> **PROVIDED DATA**

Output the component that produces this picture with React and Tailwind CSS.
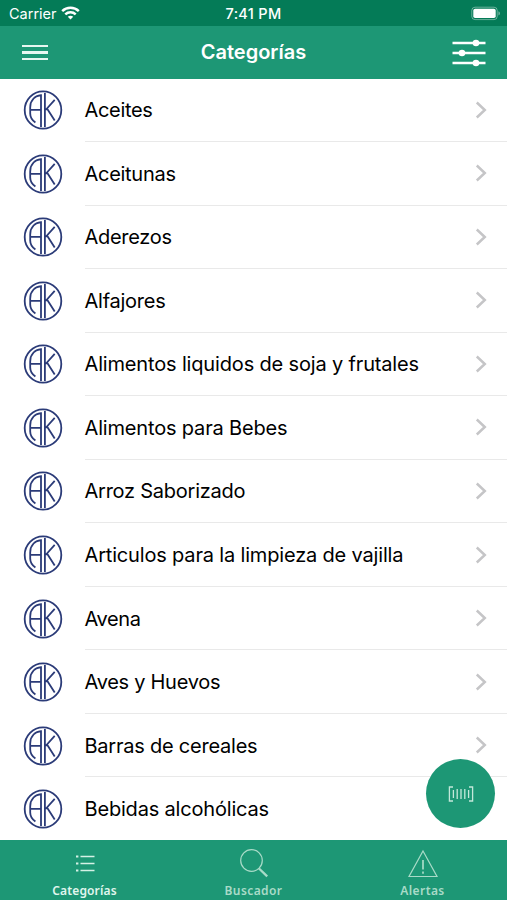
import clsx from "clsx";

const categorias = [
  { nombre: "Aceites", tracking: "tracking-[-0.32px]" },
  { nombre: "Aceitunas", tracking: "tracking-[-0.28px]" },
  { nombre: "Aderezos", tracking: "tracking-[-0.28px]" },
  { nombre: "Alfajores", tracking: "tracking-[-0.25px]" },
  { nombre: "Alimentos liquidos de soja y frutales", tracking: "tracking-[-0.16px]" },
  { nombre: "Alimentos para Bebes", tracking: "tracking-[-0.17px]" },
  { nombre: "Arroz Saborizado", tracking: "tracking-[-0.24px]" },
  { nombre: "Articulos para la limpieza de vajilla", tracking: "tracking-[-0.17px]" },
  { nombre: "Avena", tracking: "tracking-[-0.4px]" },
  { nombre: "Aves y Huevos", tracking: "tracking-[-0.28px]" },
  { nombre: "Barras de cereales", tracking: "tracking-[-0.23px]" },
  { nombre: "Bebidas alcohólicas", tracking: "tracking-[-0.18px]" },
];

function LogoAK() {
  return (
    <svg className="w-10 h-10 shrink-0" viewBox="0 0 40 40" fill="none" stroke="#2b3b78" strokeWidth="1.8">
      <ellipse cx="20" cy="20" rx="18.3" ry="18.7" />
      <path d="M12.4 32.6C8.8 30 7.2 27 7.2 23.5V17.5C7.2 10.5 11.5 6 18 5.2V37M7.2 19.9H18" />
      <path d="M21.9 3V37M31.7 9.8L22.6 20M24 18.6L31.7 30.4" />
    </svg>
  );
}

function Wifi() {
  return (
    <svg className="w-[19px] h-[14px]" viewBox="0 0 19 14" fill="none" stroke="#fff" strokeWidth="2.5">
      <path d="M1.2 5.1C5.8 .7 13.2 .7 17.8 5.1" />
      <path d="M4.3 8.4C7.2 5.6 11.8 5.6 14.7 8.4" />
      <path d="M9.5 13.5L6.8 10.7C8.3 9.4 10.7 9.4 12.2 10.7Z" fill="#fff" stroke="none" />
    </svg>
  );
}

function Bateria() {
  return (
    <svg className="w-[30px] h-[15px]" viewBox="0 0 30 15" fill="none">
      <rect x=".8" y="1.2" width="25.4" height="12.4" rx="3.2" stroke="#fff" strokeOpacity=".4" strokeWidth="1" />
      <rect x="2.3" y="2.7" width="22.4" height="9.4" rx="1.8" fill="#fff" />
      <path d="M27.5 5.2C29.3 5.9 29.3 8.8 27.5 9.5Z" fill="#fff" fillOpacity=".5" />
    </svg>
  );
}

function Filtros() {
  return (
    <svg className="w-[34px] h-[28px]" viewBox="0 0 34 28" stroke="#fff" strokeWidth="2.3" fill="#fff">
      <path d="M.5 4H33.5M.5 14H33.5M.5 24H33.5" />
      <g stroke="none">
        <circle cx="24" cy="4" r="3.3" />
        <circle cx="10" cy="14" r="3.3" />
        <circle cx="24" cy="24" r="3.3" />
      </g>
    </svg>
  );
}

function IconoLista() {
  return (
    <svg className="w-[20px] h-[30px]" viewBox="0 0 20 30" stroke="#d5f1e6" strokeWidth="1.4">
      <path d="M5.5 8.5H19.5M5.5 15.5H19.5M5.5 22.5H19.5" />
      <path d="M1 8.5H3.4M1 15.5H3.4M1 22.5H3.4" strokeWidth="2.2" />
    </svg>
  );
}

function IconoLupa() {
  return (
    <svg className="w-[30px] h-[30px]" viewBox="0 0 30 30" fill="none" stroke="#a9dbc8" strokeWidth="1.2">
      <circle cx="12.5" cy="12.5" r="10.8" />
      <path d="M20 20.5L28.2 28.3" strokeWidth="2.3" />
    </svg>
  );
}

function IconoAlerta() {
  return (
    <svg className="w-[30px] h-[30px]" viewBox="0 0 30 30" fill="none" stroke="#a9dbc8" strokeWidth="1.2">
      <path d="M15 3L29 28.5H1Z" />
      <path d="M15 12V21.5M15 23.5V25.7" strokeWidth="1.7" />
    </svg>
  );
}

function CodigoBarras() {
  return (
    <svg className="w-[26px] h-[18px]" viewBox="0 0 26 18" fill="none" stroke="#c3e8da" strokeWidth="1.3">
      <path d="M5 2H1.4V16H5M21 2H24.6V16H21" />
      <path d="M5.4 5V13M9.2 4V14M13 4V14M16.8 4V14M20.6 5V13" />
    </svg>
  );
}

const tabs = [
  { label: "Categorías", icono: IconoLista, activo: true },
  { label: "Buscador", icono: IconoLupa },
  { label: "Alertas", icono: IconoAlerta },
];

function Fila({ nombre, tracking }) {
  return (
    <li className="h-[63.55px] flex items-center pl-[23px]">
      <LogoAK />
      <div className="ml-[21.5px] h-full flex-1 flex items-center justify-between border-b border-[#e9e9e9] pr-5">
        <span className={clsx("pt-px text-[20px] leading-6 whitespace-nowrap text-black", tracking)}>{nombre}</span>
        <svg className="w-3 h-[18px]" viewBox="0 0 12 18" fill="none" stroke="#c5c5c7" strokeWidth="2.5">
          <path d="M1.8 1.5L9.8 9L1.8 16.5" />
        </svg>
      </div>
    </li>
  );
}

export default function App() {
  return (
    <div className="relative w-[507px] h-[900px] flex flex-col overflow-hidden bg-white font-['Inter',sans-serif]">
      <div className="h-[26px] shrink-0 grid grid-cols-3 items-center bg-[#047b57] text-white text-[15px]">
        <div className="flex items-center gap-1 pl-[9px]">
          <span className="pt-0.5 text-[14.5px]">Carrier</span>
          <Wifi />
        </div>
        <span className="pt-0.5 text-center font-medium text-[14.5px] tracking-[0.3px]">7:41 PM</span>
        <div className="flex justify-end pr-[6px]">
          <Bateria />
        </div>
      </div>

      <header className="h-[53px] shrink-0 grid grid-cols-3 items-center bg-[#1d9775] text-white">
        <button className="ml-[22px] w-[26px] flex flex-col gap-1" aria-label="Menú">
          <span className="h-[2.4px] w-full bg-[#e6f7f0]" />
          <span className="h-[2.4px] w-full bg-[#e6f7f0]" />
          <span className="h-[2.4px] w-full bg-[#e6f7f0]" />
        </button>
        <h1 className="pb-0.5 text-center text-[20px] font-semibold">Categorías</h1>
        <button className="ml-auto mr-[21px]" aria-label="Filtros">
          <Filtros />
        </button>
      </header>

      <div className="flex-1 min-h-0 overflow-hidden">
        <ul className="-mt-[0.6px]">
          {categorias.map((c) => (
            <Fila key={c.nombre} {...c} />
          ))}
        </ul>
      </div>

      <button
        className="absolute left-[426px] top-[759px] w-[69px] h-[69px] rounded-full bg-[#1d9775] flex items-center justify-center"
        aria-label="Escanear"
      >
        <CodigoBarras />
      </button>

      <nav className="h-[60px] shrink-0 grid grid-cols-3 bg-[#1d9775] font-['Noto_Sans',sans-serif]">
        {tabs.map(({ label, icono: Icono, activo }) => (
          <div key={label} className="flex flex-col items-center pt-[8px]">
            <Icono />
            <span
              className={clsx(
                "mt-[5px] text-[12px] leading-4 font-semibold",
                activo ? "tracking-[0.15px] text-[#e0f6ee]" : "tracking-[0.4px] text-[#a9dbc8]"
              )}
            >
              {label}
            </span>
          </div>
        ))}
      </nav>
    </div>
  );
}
---
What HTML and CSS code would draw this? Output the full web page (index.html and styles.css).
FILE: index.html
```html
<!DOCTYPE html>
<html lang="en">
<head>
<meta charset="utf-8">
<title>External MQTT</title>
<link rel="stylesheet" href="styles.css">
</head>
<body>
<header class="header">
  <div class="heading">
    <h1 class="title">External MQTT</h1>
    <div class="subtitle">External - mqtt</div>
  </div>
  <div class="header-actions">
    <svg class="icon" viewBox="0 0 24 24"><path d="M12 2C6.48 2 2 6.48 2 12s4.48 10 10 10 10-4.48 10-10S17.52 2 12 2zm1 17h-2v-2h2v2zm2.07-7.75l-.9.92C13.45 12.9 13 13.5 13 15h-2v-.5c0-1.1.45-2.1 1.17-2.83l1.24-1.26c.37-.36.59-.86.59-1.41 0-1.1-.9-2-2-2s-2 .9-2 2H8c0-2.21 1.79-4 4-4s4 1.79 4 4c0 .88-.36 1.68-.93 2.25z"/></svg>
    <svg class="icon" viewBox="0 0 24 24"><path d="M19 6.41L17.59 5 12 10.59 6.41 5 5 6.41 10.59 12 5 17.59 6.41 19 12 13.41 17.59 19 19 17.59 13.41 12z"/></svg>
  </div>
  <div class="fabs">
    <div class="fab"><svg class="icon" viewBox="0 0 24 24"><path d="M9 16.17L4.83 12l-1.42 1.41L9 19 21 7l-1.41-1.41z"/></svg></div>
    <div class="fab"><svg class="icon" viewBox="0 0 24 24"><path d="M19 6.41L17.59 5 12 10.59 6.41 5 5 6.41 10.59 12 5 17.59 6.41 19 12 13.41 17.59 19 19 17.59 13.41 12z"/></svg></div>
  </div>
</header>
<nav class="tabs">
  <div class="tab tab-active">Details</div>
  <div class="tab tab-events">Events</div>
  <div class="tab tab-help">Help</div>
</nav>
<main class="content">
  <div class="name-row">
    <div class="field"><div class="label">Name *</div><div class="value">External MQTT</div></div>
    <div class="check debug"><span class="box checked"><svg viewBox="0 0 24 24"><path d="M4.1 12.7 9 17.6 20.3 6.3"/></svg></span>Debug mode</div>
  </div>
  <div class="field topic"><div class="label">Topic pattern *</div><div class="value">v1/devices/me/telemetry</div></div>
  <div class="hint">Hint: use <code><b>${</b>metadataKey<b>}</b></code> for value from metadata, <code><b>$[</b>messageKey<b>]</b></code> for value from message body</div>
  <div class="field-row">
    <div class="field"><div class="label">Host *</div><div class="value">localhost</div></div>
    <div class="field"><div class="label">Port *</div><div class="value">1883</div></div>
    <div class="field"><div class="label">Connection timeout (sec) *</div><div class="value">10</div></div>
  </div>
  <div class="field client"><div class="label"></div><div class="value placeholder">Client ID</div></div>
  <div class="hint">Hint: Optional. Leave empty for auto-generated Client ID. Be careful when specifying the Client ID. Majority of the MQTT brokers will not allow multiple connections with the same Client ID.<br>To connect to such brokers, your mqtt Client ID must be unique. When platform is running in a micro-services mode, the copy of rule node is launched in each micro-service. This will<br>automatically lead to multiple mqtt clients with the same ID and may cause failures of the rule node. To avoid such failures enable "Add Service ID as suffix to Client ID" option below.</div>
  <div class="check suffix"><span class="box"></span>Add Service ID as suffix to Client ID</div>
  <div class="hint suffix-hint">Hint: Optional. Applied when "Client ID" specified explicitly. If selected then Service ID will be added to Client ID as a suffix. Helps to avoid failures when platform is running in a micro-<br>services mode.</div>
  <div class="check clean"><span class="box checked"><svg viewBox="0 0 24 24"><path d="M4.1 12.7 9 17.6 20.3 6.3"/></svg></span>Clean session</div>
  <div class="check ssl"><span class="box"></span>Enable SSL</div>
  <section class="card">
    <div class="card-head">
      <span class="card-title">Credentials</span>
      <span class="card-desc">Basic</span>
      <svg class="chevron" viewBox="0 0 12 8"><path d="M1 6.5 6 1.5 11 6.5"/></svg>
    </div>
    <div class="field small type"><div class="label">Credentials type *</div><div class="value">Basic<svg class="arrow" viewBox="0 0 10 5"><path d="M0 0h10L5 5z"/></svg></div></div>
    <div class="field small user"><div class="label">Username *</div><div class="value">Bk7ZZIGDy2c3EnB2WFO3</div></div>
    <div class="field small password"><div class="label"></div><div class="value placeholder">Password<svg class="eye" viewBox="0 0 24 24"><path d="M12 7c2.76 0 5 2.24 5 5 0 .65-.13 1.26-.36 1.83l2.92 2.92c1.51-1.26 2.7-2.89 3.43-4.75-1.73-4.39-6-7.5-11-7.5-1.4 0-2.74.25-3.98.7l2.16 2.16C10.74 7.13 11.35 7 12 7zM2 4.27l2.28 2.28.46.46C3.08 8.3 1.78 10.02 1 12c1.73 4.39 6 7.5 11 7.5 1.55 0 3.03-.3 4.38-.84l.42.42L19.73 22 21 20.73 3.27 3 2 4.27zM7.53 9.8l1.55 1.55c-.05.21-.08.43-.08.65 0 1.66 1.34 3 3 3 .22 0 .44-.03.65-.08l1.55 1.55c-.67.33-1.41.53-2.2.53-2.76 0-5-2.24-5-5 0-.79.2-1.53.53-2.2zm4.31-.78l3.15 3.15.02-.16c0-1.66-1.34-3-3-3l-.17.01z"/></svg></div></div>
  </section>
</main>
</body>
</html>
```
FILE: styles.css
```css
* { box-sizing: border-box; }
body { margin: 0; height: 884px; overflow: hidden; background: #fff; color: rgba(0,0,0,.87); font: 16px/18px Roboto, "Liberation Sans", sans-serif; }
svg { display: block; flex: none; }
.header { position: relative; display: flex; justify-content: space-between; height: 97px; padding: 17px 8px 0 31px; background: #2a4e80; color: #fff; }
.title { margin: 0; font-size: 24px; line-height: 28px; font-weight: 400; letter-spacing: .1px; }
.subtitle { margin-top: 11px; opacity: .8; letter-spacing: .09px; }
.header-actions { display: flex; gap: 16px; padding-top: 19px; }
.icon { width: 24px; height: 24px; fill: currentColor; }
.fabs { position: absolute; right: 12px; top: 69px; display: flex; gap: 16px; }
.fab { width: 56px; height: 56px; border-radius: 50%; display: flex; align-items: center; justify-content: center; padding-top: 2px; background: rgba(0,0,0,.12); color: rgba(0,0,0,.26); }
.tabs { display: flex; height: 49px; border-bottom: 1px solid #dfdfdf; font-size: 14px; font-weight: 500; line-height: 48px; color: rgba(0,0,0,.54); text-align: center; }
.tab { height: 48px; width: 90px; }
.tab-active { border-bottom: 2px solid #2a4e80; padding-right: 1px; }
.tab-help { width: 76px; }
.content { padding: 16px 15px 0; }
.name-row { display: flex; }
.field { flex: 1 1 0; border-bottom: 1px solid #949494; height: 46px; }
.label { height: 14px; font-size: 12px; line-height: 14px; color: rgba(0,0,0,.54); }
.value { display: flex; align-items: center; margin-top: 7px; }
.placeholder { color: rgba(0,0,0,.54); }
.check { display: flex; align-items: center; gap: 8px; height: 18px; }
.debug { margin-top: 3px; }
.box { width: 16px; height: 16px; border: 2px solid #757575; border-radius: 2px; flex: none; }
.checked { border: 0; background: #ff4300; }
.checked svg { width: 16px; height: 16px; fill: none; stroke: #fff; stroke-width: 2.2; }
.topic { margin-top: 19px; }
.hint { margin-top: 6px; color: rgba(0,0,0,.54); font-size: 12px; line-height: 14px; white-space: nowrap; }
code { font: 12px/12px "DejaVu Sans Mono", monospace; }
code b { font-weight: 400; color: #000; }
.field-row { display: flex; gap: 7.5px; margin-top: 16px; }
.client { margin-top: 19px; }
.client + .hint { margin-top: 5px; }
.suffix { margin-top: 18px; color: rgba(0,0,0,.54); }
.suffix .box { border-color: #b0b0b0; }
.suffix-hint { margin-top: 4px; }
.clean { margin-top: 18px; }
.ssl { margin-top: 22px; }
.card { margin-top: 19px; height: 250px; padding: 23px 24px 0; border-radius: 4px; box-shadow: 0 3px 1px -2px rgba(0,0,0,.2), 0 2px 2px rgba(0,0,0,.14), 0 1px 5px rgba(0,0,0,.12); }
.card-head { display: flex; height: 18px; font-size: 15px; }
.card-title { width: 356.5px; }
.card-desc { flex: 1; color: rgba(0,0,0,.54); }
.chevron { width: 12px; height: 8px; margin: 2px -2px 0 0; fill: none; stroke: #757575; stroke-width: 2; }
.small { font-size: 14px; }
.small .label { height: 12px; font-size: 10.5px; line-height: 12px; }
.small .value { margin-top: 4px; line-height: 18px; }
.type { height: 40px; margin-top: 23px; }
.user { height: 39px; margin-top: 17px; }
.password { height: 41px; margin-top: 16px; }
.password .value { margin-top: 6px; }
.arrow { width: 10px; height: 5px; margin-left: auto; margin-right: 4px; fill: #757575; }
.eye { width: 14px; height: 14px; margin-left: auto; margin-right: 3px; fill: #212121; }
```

> **WHAT YOU ARE ASKED TO DO**
Your task is to quote, unchanged, only the lines from the line bearing "Output the component" through the line bearing "import clsx from"; the pictures are not part of the copy.

> **WRITTEN ANSWER**
Output the component that produces this picture with React and Tailwind CSS.
import clsx from "clsx";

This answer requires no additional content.